Malam telah larut manakala kami kembali menyanyikan lagu itu, mungkin untuk lima-enam kali. Sampai akhirnya saya sadar, baik saya maupun Kang Mukti sudah terdiam. Saya ikut terdiam karena kemudian suara saya tak lagi diiringi denting gitar yang dipetiknya. Saya lihat Kang Mukti terkulai di tempatnya, tidur.

Saya sendiri entah mengapa, perlu beberapa jam lagi untuk tidur malam itu. Sulit, tak jelas sebabnya. Mungkinkah karena kepala saya masih mencoba meraba-raba dan menghayati syair lagu baru itu? Saat keluar rumah, udara saya rasa pengap. Kabut mulai turun, seperti biasanya di Tanggulan masa itu, menghalangi pandangan mata. Saat tengadah, separuh bulan bersembunyi di balik kumpulan awan tebal. Di bawah di arah bendungan, terdengar suara turbin kecil menyala. Jelas terdengar, karena malam itu tak ada bunyi serangga malam sedikit pun. Saya kembali masuk rumah, mencoba tidur di dekat Kang Mukti tergeletak nyenyak.

Baru ketika Kang Mukti menikahi Dian, saya pun teringat kembali kepada lagu itu. “Surat Kepada D”, kepada Dian Widiastuti, wanita yang dicintainya sampai ajal memisahkan mereka, 15 Agustus 2022 lalu.

mukti mukti
Dua sahabat, Budi Godot dan Mukti Mukti (dok: DSY)

Dari laman Facebook, beberapa hari sepeninggal Kang Mukti, saya melihat Kang Budi Godot menuliskan catatan, khas seorang penyair. Kang Godot adalah penyair cum-aktivis, yang pada 1990-an dulu mengawal tak hanya urusan Monitor-nya Arswendo, menentang isyu manakala para ibu berjilbab disebut sebagai penyebar racun, juga perjuangan melegalkan pemakaian jilbab dan penghapusan judi massal SDSB.

Bagi saya, catatan berupa puisi (atau mungkin prosa liris) itu mengingatkan saya akan syair “Balada Godot”. Syair yang ditulis almarhum, untuk Kang Godot, sahabatnya. Kali ini, giliran Kang Godot yang menjawab. Dengan kata-kata sederhana, namun pekat dengan rasa kehilangan.

Catatan Senja Terakhir

Kepada MM

Kita berdua bertukar cerita tanpa kata dalam hening menatap senja yang rekah. Langit biru lazuardi. Bunga-bunga kemboja berguguran. Mengambang menghiasi kolam. Seperti kenangan demi kenangan bertaburan harum semerbaknya di sepanjang perjalanan.
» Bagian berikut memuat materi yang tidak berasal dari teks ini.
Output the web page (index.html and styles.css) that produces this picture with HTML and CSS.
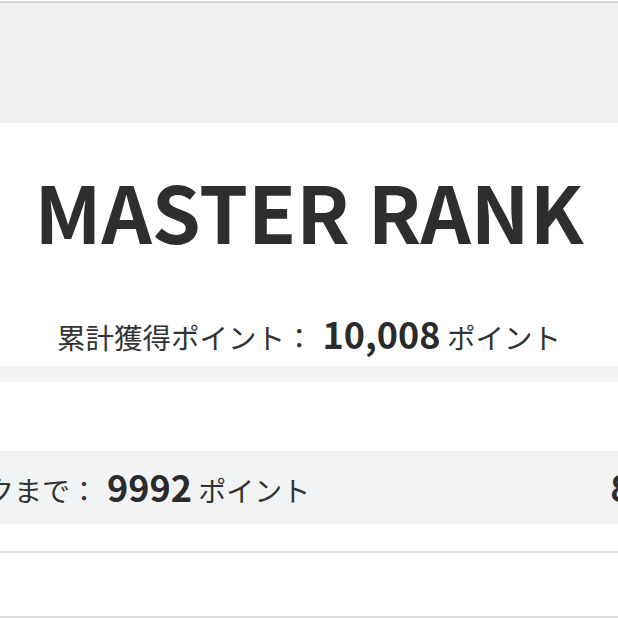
FILE: index.html
```html
<!DOCTYPE html>
<html lang="ja">
<head>
<meta charset="utf-8">
<link rel="stylesheet" href="styles.css">
</head>
<body>
  <div class="page">
    <header class="banner"></header>
    <section class="rank-card">
      <h1 class="rank-title">MASTER RANK</h1>
      <p class="total">累計獲得ポイント<span class="colon">：</span><span class="num">10,008</span> ポイント</p>
      <div class="progress"></div>
    </section>
    <section class="next-row">
      <div class="next-track">
        <p class="next-item first">次のランクまで<span class="colon">：</span><span class="num">9992</span> ポイント</p>
        <p class="next-item second"><span class="num">8,000</span> ポイント</p>
      </div>
    </section>
    <div class="divider"></div>
    <div class="blank"></div>
    <div class="divider"></div>
  </div>
</body>
</html>
```

FILE: styles.css
```css
html, body {
  margin: 0;
  padding: 0;
  background: #ffffff;
  overflow: hidden;
}

.page {
  padding-top: 1px;
  font-family: "Noto Sans CJK JP", "Noto Sans", sans-serif;
  color: #333333;
}

.banner {
  border-top: 2px solid #d9d7d3;
  height: 120px;
  background: #f1f0ee;
}

.rank-card {
  padding-top: 47px;
  text-align: center;
}

.rank-title {
  margin: 0;
  font-size: 78.5px;
  line-height: 80px;
  font-weight: 700;
  color: #2e2e2e;
}

.total {
  margin: 0;
  padding-top: 63px;
  font-size: 28.5px;
  line-height: 40px;
  white-space: nowrap;
}

.colon {
  display: inline-block;
  width: 1em;
  text-align: center;
}

.num {
  margin-left: 9px;
  font-size: 36px;
  font-weight: 700;
  color: #2b2b2b;
}

.progress {
  margin-top: 9px;
  height: 16px;
  background: #f1f3f4;
}

.next-row {
  margin-top: 69px;
  height: 73px;
  background: #f1f3f4;
  overflow: hidden;
}

.next-track {
  display: flex;
  align-items: center;
  height: 100%;
  gap: 300px;
}

.next-item {
  margin: 0;
  flex-shrink: 0;
  font-size: 28px;
  line-height: 40px;
  white-space: nowrap;
}

.next-item.first {
  margin-left: -126px;
}

.next-item.second .num {
  margin-left: 0;
}

.divider {
  height: 2px;
  background: #dcdcdc;
}

.next-row + .divider {
  margin-top: 27px;
}

.blank {
  height: 63px;
}
```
Kita berdua bertukar cerita tanpa kata dalam hening menatap senja yang perlahan semakin luruh.

: Pileuleuyan, Den… “

Saya, junior mereka berdua, menyaksikan sebagian perjalanan keduanya dengan takjub, meski juga dengan ketakutan akan kehilangan. Perlahan, terbayang di mata apa yang sempat saya tuliskan malam itu, dan menyanyikannya sama-sama. “Surat Kepada D”. Ada tafsir baru yang dating begitu mendengar Kang Mukti meninggal.

Seperti kau bilang, Kang Mukti. “Aku tengah membangun sebuah rumah. Kau dan aku.” Ya, Akang tengah membangun, dan terus membangun sebuah rumah. Berkali kau katakan itu dalam nyanyian, dan di berbagai kesempatan. Dari tahun ke tahun.

Kini saya sadari, rumah yang selalu kau bangun itu bukanlah rumah persingggahan di dunia yang sekejap lintas ini. Yang kau bangun, Kang, adalah sebuah rumah untuk tempat istirah yang kekal. Di surga. Yang kau bangun itu, di sepanjang tahun-tahun awal aktivisme hidupmu hingga berakhirnya hayat di dunia, adalah membangun amal. Sebab sejak dulu pun kau tahu, itu yang paling pasti, selain mati.